"""

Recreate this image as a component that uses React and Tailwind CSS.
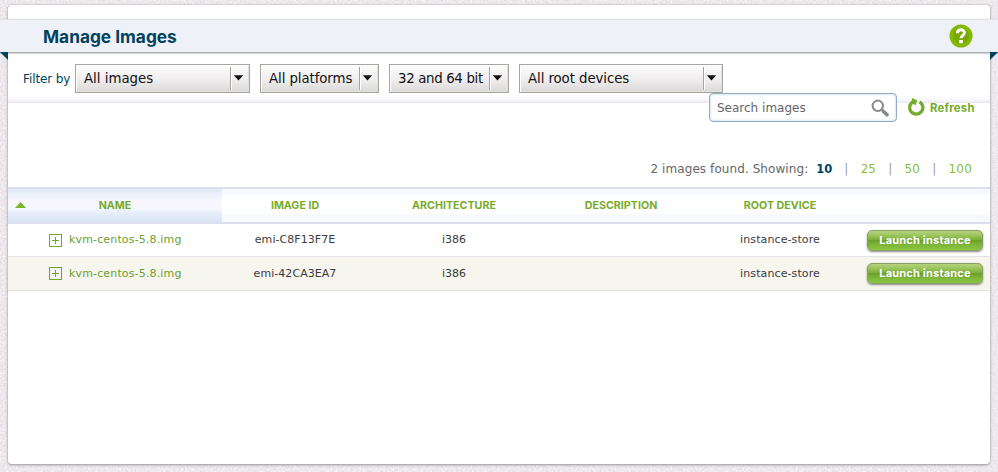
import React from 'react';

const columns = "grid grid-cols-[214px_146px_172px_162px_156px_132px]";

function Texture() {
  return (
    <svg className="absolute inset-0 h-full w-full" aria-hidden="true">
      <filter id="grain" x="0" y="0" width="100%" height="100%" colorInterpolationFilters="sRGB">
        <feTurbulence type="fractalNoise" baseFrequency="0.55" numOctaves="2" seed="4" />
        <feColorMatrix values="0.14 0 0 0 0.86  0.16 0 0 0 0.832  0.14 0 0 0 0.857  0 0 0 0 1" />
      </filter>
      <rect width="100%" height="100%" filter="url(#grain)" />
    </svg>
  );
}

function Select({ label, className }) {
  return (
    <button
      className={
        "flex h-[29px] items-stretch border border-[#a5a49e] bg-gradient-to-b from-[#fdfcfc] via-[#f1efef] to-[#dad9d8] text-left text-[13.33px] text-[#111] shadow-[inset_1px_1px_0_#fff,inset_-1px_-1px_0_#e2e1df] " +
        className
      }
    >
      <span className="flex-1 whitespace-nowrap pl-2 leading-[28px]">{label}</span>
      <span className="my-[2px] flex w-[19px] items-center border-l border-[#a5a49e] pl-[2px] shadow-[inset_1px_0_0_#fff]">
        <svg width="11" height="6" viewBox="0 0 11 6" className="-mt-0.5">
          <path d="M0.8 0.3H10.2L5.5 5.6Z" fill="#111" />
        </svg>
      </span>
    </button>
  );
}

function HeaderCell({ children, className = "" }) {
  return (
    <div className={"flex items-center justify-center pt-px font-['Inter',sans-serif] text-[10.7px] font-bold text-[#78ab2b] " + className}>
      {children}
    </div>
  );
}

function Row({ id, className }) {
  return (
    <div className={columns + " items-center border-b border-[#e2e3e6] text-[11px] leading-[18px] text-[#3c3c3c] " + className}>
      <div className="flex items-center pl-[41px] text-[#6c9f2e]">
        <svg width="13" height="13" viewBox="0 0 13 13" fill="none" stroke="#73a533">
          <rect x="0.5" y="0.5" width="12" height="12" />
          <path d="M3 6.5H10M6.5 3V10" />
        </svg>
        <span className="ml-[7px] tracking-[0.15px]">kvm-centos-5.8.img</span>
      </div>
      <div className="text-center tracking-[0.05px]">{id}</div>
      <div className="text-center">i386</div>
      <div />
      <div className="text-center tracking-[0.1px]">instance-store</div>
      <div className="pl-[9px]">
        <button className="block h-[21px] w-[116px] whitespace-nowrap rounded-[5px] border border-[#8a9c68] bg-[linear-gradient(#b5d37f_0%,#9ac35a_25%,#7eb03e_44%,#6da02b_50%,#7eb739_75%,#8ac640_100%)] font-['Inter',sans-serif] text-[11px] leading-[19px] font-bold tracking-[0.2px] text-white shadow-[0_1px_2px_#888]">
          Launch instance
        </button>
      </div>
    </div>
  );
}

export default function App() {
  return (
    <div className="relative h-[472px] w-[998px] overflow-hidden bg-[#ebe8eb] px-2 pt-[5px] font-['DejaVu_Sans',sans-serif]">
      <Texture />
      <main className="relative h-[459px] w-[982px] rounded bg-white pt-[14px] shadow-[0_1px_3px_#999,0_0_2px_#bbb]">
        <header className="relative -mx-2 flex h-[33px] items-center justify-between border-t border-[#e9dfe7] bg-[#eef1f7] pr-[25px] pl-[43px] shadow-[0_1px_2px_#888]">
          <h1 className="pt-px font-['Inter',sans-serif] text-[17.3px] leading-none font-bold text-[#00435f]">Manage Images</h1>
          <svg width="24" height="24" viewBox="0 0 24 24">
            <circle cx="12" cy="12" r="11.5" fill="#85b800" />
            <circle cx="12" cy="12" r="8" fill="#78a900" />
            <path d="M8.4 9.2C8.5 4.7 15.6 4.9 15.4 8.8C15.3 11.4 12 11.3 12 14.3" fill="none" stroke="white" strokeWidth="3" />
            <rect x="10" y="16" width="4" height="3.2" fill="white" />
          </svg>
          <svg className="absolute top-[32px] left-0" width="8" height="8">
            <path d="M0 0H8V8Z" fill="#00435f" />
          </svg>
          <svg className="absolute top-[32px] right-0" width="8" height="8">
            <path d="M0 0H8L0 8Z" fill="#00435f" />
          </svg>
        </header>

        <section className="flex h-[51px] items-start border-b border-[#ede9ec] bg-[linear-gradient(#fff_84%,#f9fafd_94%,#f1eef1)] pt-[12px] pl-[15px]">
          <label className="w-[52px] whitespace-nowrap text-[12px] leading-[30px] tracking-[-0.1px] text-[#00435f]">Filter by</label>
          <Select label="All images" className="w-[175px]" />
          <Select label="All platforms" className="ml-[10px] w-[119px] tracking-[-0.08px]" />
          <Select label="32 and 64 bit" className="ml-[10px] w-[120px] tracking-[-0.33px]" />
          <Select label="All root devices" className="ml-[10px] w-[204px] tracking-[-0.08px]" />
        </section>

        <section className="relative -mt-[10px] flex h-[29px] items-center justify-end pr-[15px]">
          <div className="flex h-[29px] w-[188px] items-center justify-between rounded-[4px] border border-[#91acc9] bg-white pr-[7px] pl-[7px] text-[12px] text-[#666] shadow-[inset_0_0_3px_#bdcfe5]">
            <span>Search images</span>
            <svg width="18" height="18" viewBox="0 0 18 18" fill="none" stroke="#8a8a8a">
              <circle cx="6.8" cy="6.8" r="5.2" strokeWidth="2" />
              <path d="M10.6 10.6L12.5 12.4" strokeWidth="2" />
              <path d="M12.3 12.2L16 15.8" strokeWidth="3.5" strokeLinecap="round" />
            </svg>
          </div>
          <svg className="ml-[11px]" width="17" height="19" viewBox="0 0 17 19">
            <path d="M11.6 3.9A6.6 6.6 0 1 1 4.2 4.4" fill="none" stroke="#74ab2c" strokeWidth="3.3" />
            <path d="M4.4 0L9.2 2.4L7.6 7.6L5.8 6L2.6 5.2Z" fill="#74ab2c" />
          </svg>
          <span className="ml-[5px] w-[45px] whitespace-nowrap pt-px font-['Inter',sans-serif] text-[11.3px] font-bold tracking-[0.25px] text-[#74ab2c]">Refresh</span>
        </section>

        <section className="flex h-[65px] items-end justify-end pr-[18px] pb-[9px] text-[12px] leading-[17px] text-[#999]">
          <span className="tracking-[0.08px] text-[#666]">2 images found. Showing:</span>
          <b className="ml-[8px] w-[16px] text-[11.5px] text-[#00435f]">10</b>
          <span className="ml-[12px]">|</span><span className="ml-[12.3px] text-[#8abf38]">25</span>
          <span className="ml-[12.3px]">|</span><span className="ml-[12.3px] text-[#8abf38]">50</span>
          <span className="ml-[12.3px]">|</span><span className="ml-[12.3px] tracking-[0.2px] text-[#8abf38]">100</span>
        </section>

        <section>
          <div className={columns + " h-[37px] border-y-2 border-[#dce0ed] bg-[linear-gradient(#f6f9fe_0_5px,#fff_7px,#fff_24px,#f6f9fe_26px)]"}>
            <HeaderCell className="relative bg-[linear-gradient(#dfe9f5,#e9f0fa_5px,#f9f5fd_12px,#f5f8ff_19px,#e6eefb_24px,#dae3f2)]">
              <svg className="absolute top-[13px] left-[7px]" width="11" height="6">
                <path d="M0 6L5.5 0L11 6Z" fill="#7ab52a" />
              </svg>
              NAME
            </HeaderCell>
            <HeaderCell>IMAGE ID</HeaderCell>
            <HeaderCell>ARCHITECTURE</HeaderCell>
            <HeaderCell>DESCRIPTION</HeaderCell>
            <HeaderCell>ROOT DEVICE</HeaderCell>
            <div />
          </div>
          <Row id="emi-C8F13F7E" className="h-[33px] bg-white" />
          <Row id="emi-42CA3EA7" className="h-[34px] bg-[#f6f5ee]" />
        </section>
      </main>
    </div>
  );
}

"""

→ **JOB**
Answer with one number only: how many lines above contain the word "React".

→ **WRITTEN REPLY**
2